Retype the run of lines that opens with the line containing "Reproduce this screenshot" and closes with the line containing "post-script runs after", exactly and inclusively, but skip the pictures.
-- begin The data --
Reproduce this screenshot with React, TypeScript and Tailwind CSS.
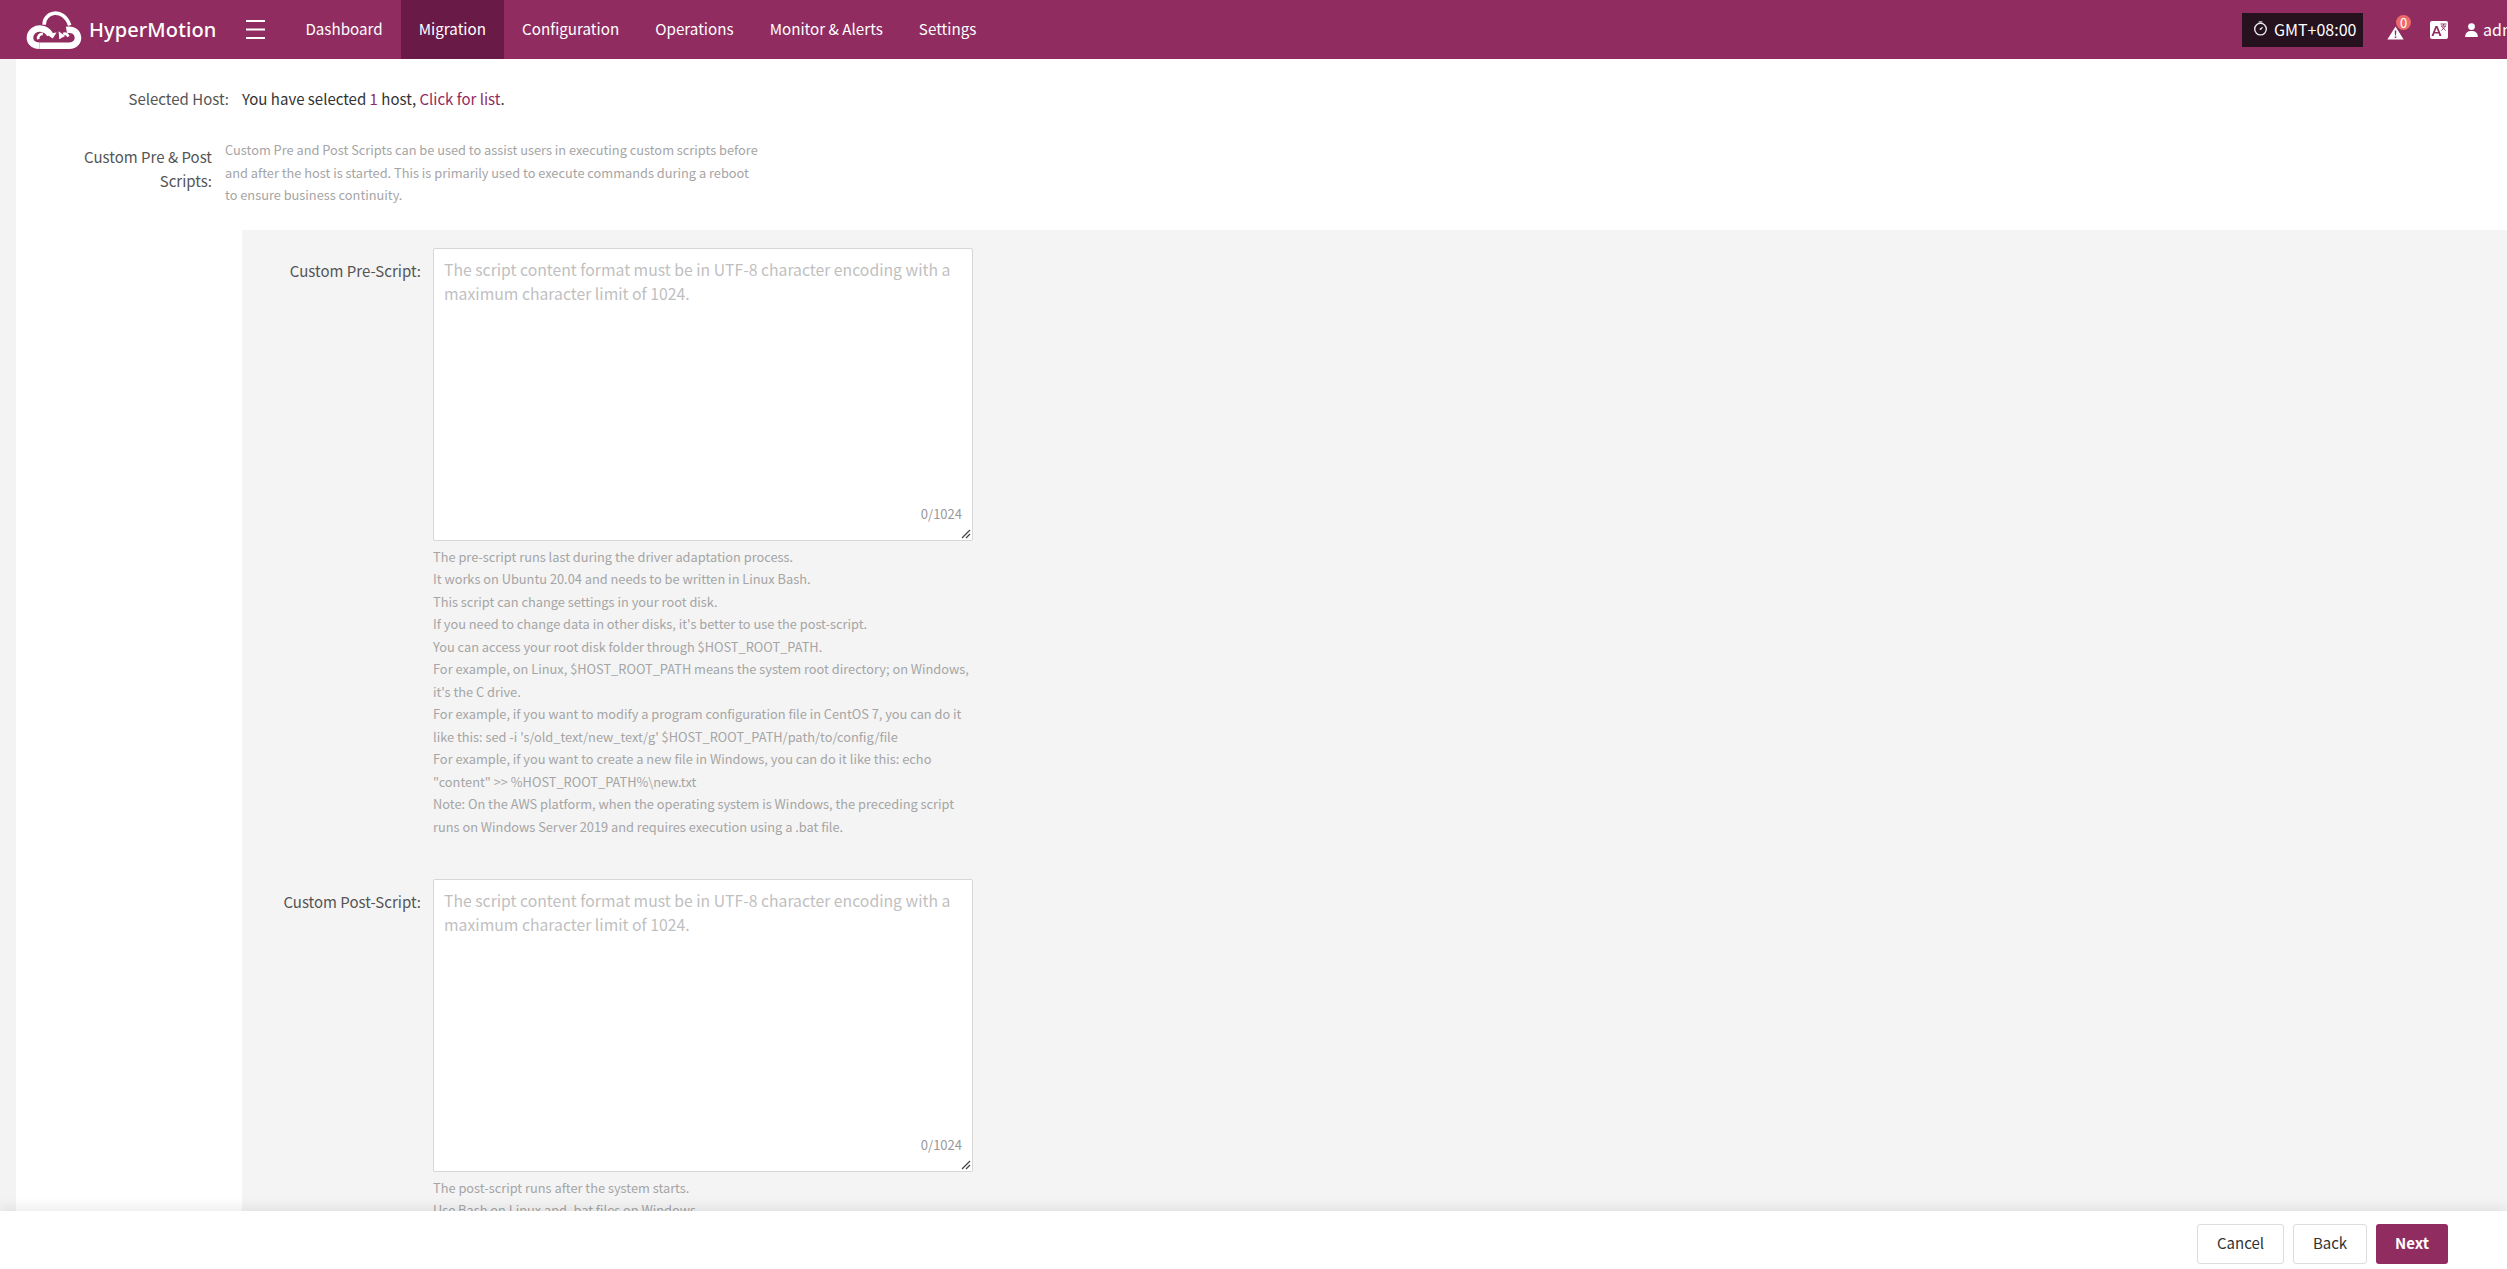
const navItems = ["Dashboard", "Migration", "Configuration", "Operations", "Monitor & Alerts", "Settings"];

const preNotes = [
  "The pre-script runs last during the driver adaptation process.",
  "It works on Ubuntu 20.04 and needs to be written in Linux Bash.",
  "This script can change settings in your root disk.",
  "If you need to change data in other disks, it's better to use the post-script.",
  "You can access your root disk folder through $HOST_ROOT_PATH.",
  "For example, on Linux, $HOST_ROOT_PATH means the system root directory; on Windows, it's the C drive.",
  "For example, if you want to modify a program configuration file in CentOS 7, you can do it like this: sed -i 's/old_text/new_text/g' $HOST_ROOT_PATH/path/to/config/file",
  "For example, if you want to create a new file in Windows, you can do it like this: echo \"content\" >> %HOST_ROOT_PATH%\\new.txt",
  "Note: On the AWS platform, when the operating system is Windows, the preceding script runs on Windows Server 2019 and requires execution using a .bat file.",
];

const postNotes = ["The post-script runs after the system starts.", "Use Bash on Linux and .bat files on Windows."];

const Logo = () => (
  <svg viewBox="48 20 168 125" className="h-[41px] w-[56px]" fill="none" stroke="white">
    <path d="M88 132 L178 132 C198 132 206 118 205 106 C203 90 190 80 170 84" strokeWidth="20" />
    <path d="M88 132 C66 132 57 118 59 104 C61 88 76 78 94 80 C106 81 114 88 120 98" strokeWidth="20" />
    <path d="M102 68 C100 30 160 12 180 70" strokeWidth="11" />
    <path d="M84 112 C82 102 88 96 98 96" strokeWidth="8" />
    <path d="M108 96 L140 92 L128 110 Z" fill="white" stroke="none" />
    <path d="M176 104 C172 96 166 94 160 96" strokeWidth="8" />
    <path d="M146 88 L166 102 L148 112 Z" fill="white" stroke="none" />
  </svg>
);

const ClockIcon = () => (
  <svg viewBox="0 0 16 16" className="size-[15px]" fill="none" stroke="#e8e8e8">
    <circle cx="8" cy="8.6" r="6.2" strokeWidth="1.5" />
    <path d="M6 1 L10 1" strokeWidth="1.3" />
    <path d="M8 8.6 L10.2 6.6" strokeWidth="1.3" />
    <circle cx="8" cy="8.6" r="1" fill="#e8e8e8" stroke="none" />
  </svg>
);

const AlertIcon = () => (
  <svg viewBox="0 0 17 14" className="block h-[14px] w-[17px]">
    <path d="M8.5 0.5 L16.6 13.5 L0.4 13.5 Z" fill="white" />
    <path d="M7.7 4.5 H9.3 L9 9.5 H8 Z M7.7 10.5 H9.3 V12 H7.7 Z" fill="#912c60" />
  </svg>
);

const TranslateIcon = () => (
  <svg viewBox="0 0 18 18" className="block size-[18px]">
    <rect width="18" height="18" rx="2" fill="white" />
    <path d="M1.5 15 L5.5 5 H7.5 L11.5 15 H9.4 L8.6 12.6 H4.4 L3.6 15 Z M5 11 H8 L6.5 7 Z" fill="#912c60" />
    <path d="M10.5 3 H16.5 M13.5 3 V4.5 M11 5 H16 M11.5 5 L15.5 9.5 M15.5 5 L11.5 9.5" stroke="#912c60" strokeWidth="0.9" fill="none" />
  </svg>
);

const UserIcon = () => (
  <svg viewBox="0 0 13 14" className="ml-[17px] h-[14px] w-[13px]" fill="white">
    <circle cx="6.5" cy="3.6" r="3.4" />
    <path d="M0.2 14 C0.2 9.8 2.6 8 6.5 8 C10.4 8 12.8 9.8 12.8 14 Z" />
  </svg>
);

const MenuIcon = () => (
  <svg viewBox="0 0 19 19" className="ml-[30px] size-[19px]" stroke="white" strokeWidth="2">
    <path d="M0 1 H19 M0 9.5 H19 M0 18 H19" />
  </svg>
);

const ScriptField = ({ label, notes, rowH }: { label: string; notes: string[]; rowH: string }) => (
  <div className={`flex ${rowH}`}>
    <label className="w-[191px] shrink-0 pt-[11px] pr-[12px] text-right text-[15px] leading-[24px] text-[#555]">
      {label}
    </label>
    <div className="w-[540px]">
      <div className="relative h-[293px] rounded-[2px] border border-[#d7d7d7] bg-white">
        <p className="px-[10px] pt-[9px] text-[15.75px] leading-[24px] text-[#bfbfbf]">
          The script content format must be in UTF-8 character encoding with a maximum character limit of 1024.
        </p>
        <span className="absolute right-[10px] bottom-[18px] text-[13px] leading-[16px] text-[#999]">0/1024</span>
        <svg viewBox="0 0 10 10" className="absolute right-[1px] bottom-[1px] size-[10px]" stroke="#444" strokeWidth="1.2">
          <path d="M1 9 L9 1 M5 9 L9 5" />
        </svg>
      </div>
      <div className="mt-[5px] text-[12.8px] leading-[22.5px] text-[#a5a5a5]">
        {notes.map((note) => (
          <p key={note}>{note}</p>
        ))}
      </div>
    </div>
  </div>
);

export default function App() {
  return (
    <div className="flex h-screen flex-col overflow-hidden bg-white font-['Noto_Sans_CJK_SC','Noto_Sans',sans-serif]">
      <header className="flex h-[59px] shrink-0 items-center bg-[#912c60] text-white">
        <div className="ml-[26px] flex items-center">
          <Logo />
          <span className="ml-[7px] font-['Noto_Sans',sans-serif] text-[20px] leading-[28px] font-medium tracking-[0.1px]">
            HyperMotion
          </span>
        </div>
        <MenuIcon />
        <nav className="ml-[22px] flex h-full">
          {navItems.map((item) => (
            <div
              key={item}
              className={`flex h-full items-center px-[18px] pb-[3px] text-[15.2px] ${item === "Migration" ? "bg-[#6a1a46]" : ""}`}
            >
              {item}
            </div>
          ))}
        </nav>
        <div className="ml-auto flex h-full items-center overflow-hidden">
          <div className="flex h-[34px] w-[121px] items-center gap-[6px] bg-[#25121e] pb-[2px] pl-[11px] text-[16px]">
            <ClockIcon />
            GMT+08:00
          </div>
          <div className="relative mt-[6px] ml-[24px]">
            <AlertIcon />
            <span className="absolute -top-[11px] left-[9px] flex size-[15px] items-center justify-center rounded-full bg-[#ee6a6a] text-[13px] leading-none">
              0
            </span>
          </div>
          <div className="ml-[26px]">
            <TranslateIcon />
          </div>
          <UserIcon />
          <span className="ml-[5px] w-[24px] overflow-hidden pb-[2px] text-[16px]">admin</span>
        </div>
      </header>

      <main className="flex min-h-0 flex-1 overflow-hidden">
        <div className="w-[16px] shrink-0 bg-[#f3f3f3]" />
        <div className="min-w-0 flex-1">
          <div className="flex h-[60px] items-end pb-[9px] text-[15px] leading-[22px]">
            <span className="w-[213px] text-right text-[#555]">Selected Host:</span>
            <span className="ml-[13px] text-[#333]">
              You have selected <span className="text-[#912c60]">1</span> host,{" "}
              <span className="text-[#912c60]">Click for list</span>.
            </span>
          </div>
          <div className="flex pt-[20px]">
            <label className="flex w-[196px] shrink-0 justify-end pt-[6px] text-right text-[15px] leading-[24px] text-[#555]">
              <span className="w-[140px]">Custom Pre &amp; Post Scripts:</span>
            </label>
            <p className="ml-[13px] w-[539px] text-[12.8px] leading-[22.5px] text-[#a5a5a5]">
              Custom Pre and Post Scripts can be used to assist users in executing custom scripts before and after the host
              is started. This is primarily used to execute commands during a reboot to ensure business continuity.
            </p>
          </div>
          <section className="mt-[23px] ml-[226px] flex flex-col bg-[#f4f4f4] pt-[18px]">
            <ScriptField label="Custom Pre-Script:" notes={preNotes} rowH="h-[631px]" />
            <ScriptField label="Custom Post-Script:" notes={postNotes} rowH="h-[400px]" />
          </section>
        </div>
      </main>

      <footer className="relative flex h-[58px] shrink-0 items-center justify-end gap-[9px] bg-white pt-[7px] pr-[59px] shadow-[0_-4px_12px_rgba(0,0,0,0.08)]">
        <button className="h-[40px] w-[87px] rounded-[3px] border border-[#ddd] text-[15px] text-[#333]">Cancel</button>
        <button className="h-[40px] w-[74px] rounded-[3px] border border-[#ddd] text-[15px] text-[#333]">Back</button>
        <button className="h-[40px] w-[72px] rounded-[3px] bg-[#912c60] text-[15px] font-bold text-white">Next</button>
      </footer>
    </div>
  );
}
-- end The data --
-- begin The data --
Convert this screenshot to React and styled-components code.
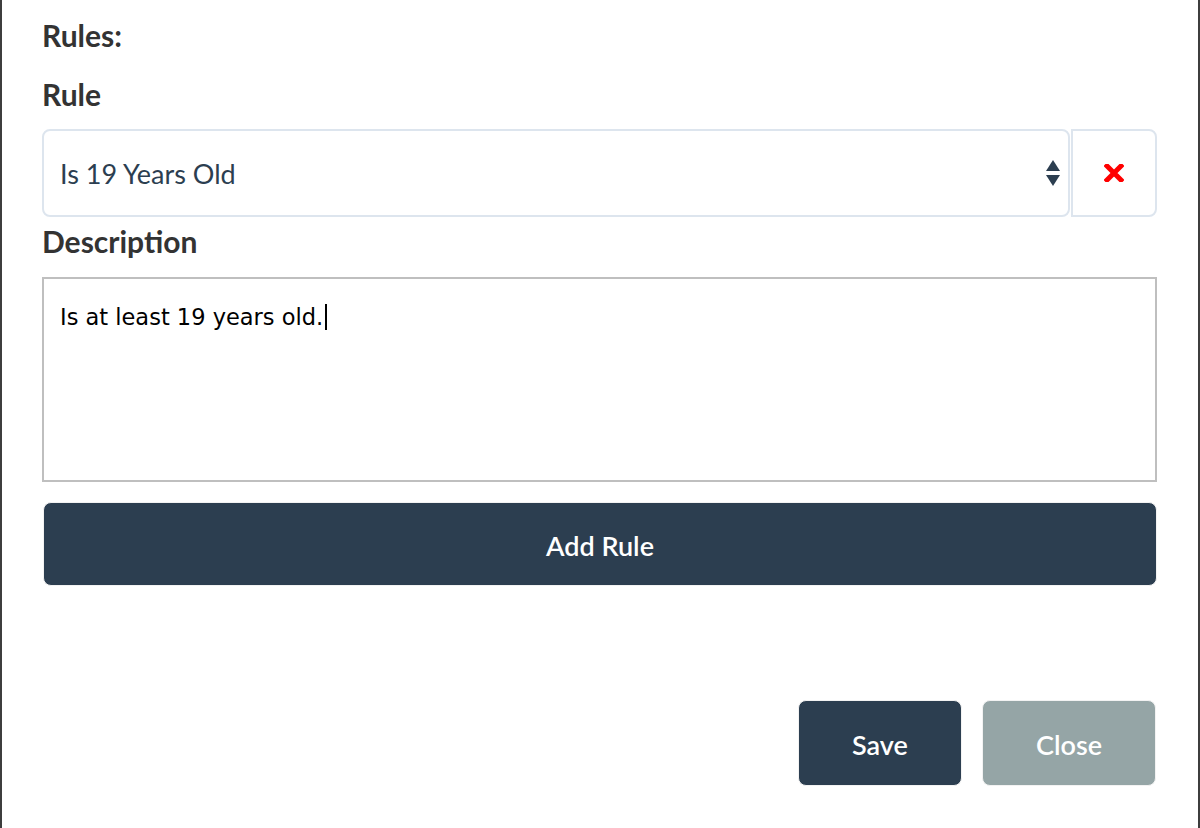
-- end The data --
Problem solution
Reproduce this screenshot with React, TypeScript and Tailwind CSS.
const navItems = ["Dashboard", "Migration", "Configuration", "Operations", "Monitor & Alerts", "Settings"];

const preNotes = [
  "The pre-script runs last during the driver adaptation process.",
  "It works on Ubuntu 20.04 and needs to be written in Linux Bash.",
  "This script can change settings in your root disk.",
  "If you need to change data in other disks, it's better to use the post-script.",
  "You can access your root disk folder through $HOST_ROOT_PATH.",
  "For example, on Linux, $HOST_ROOT_PATH means the system root directory; on Windows, it's the C drive.",
  "For example, if you want to modify a program configuration file in CentOS 7, you can do it like this: sed -i 's/old_text/new_text/g' $HOST_ROOT_PATH/path/to/config/file",
  "For example, if you want to create a new file in Windows, you can do it like this: echo \"content\" >> %HOST_ROOT_PATH%\\new.txt",
  "Note: On the AWS platform, when the operating system is Windows, the preceding script runs on Windows Server 2019 and requires execution using a .bat file.",
];

const postNotes = ["The post-script runs after the system starts.", "Use Bash on Linux and .bat files on Windows."];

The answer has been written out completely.